Ritenuto che nel corso di un giudizio civile per il risarcimento danni da circolazione di autoveicoli, il Pretore di Torino, con ordinanza emessa in data 13 dicembre 1989, prima di assumere la causa in decisione, ha sollevato d'ufficio questione di legittimità costituzionale degli artt. 128, 275 e 276 del codice di procedura civile nella parte in cui non prevedono che anche nel rito civile ordinario venga data lettura in pubblica udienza del contenuto del dispositivo della sentenza; che il giudice a quo ritiene la questione rilevante-in quanto attinente alle garanzie ed ai doveri che riguardano il suo operato-e non manifestamente infondata in relazione: a) all 'art. 1 01 della Costituzione, poichè il principio della pubblicità delle udienze (che in tale precetto trova garanzia) risulterebbe essere <un sacco vuoto>, ove i destinatari del potere giurisdizionale non avessero coscienza e percezione immediata e diretta, in pubblica udienza, della sentenza; b) all'art. 10, primo comma, della Costituzione per il mancato adeguamento del processo di cognizione, svolgentesi con il rito ordinario, alle norme di diritto internazionale generalmente riconosciute che imporrebbero al giudice che ha redatto la sentenza di renderla pubblica in udienza (art. 14 Patto di New York del 16 dicembre 1966, ratificato con legge n. 881 del 1977; art. 6 Convenzione per la salvaguardia dei diritti dell'uomo del 4 novembre 1950, ratificata con legge n. 848 del 1955; art. 31 Protocollo sullo Statuto Corte di Giustizia annesso ai trattati C.E.E.A., C.E.E. ed E.U.R.A.T.O.M.); c) all'art. 97, primo comma, della Costituzione, in quanto l'imposizione al giudice del dovere di redigere il dispositivo della sentenza subito dopo la discussione delle parti (artt. 128, 275 e 276, ultima parte, del codice di procedura civile), senza il conseguenziale obbligo di pronunziare il dispositivo in udienza, parrebbe essere fonte di irragionevole ritardo nella conoscenza della statuizione del giudice; che è intervenuto il Presidente del Consiglio dei ministri, rappresentato dall'Avvocatura dello Stato, che ha eccepito l'inammissibilità della questione per irrilevanza ai fini della decisione del caso concreto.

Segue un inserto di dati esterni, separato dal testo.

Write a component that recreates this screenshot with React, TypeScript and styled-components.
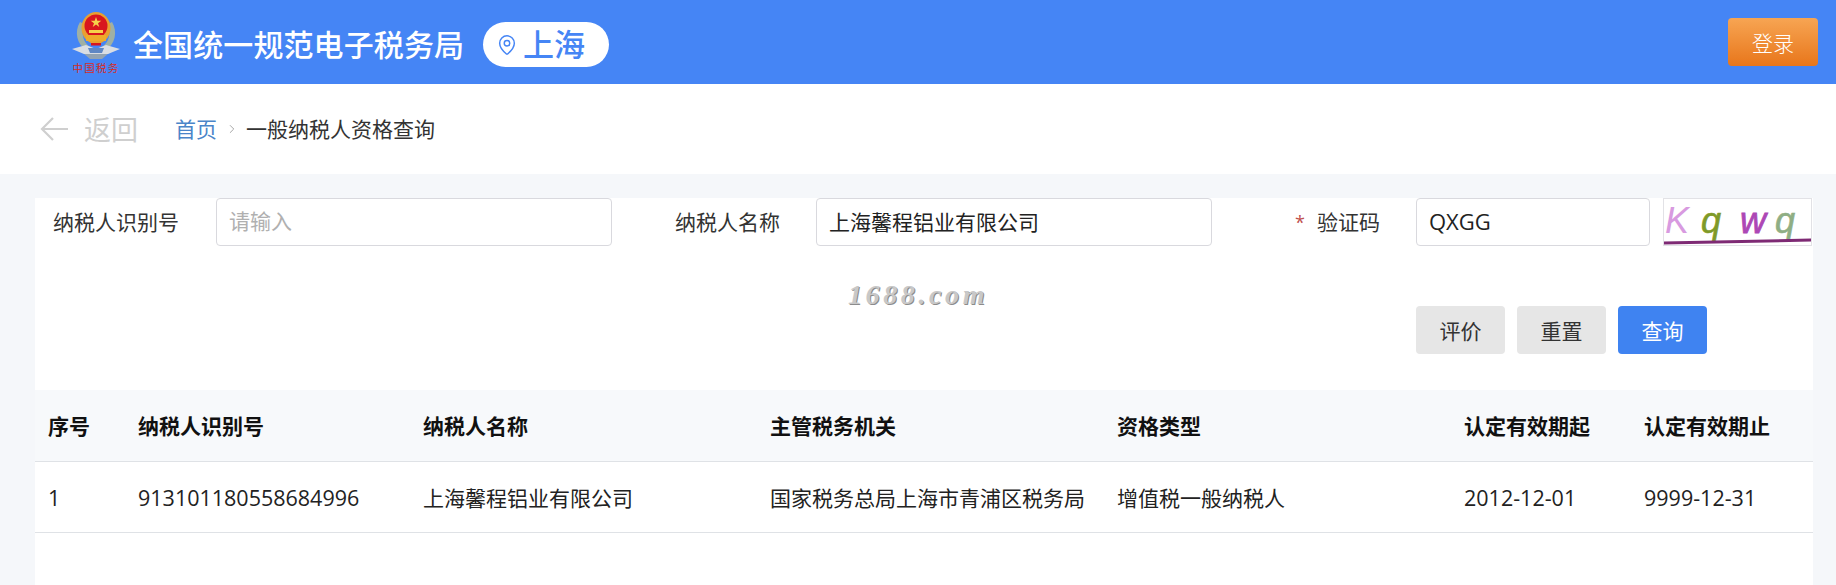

Considerato che il giudice a quo richiede nella sostanza che il principio di pubblicità delle attività processuali venga esteso anche alla forma di comunicazione del contenuto della sentenza, invocando nel giudizio ordinario il paradigma dettato per il <rito del lavoro> ed alcuni altri modelli.

che l'indole del petitum, concretandosi in una complessa operazione di modifica delle regole del rito, idonea a coinvolgere modi e tempi di svolgimento del contraddittorio e la struttura stessa della decisione, esula dall'ambito dell'incidente di legittimità costituzionale;

che siffatto intervento, del resto già parzialmente in atto, è di competenza del legislatore; che, pertanto, la proposta questione è manifestamente inammissibile.

Visti gli artt. 26, secondo comma, della legge 11 marzo 1953, n.87, e 9, secondo comma, delle norme integrative per i giudizi davanti alla Corte costituzionale.

PER QUESTI MOTIVI

LA CORTE COSTITUZIONALE

dichiara la manifesta inammissibilità della questione di legittimità costituzionale del combinato disposto degli artt.128, 275 e 276 del codice di procedura civile, sollevata, in relazione agli artt. 101, 10 e 97 della Costituzione, dal Pretore di Torino con l'ordinanza in epigrafe.

Così deciso in Roma, nella sede della Corte costituzionale, Palazzo della Consulta, il 23/05/90.

Francesco SAJA, PRESIDENTE

Francesco Paolo CASAVOLA, REDATTORE

Depositata in cancelleria il 31/05/90.